25 juillet 2006
La Raison du plus faible
En 2003, Lucas Belvaux s'était définitivement imposé comme un cinéaste qui compte, avec son triptyque composé d'une comédie (Un couple épatant), d'un thriller (Cavale) et d'un mélodrame (Après la vie), les personnages principaux de chaque film devenant les personnages secondaires des deux autres (encore merci Bertrand pour la découverte de cette trilogie). Impressionnant par sa prouesse scénaristique et sa direction d'acteurs, Belvaux se devait de confirmer. Et il l'a fait, avec cette Raison du plus faible en compétition officielle à Cannes cette année, sélection largement méritée (même si le film est reparti sans rien, mais le plus dur est bien d'être sélectionné, le jury visionnant plusieurs centaines de films !).

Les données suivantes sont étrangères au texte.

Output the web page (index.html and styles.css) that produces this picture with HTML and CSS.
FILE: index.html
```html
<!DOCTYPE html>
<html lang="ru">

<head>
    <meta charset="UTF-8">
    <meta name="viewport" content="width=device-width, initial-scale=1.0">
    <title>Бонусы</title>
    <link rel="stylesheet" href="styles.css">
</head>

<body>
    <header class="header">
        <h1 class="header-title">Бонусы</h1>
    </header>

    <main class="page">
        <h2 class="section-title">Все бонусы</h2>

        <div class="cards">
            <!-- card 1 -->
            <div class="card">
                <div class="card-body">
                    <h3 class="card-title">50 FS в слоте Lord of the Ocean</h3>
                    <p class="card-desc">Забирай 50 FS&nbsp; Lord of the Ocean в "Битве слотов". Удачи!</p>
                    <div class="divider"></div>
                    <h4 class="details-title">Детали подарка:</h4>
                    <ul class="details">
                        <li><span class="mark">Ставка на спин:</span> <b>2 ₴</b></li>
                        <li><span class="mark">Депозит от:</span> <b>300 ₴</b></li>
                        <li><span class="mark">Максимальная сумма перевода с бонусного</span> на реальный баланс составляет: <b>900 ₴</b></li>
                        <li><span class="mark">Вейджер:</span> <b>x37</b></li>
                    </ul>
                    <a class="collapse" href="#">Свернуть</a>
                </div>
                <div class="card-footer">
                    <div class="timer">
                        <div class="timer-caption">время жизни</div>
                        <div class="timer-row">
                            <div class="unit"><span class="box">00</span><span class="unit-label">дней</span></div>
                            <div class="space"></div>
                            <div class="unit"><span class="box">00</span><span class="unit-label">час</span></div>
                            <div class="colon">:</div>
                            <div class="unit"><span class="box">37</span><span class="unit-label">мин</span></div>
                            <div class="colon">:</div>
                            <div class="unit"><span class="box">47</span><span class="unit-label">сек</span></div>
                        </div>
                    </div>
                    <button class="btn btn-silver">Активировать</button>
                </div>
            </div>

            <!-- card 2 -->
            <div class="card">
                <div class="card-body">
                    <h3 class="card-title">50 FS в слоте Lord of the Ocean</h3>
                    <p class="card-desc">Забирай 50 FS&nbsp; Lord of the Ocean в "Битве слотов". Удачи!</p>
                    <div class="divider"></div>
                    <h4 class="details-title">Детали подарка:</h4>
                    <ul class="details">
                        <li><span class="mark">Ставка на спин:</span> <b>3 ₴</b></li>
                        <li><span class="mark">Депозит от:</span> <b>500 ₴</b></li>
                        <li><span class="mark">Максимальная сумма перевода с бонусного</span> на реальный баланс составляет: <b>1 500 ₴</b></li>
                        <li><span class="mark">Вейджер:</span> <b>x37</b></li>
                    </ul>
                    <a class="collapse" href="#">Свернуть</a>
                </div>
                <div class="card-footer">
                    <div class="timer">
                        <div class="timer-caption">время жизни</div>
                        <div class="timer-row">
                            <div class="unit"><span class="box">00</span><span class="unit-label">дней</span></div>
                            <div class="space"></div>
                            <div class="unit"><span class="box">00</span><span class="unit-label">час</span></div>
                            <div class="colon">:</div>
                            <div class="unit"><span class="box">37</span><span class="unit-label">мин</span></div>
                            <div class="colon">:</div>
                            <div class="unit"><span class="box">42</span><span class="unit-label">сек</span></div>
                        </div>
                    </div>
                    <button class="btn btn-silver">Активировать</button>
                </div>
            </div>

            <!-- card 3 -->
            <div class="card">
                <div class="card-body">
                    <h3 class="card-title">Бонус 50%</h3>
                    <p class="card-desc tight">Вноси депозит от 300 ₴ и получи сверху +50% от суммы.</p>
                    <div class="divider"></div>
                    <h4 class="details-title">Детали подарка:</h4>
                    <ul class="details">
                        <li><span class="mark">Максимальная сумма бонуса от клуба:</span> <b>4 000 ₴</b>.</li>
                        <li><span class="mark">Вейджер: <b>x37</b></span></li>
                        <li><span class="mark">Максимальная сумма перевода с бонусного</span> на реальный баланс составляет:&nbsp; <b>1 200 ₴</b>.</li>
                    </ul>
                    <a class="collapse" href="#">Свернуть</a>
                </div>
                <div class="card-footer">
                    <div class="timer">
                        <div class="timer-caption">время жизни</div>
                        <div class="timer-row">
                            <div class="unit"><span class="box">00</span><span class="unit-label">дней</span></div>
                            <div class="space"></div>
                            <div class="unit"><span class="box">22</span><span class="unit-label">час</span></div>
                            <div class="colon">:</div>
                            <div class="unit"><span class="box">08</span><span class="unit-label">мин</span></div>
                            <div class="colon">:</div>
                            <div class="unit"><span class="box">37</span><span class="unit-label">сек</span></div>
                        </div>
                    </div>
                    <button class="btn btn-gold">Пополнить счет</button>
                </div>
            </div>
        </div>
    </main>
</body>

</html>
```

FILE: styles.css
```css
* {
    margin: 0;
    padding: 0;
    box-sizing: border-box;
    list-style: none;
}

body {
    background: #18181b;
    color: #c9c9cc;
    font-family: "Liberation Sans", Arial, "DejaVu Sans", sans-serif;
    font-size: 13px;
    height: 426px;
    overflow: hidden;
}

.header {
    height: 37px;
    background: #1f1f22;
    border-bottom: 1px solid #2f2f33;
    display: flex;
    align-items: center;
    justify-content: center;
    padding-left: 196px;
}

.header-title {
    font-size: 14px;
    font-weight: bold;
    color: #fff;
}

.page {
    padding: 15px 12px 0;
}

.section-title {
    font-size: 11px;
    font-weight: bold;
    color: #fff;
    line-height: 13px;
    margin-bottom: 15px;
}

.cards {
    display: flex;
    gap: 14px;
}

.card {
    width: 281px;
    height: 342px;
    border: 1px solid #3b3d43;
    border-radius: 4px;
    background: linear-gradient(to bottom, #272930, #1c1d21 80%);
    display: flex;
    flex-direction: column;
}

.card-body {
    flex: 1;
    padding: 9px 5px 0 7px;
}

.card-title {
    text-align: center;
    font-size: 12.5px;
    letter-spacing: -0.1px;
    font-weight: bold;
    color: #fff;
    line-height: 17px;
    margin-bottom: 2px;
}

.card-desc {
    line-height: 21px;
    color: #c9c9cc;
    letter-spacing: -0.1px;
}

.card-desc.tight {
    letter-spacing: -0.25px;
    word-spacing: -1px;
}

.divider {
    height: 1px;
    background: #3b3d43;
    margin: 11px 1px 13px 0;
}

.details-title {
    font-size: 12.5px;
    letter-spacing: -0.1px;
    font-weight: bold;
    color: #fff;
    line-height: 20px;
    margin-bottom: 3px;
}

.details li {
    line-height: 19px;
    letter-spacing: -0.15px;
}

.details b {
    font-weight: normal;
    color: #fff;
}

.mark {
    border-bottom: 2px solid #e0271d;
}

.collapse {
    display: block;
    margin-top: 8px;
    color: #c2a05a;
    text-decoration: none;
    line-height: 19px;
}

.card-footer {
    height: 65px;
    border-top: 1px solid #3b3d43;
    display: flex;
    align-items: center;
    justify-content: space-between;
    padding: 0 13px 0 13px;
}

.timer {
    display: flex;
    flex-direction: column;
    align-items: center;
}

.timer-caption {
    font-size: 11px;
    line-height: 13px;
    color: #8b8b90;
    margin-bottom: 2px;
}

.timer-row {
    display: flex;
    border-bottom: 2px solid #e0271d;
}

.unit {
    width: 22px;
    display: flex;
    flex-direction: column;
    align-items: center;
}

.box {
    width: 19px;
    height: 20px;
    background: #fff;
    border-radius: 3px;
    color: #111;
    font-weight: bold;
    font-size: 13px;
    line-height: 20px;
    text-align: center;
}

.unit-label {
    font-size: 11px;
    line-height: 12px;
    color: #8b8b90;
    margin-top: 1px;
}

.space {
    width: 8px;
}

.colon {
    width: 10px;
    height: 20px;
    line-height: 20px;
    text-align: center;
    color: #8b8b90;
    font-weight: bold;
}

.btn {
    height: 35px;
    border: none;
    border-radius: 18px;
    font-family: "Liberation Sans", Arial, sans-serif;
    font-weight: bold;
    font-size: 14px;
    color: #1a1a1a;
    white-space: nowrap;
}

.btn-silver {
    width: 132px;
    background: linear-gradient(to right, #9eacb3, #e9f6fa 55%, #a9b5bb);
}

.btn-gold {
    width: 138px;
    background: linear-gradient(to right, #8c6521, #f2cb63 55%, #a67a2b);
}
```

C'est bien sûr de Cavale que La raison du plus faible se rapproche le plus. Le premier était un thriller politique, un mélange brutal et bouleversant entre polar et portrait lucide de la génération des ex-militants gauchistes. Le second est un thriller social. Entre polar et portrait lucide du monde ouvrier.
Le tour de force de Belvaux, c'est de décrire le contexte déprimant de la vie des laissés pour compte du libéralisme, sans jamais tomber dans le pathos, ni le manichéisme. Le recours au hold-up d'une poignée d'entre eux n'est absolument pas cautionné, mais il devient naturel dans la progression du récit de l'horizon bouché de ces personnages qui n'ont plus la force de militer ou de rêver.
On retrouve la même noirceur que Cavale, et la même sécheresse de la mise en scène, alliée à un rythme et un montage savants, ainsi qu'à une musique minimaliste qui ne surligne jamais lourdement le propos. Le suspense est parfaitement dosé jusqu'à la fin, et Belvaux parvient même à introduire des touches d'humour bien senties dans cette mécanique implacable.
Belvaux frappe fort et fait mal. On ne ressort pas d'une projection de son film le sourire aux lèvres, mais avec le sentiment d'avoir vu une oeuvre qui fait réfléchir, au-delà du polar. C'est plutôt rare !
8/10
16:07 Publié dans Cinéma | Lien permanent | Commentaires (0)
Les commentaires sont fermés.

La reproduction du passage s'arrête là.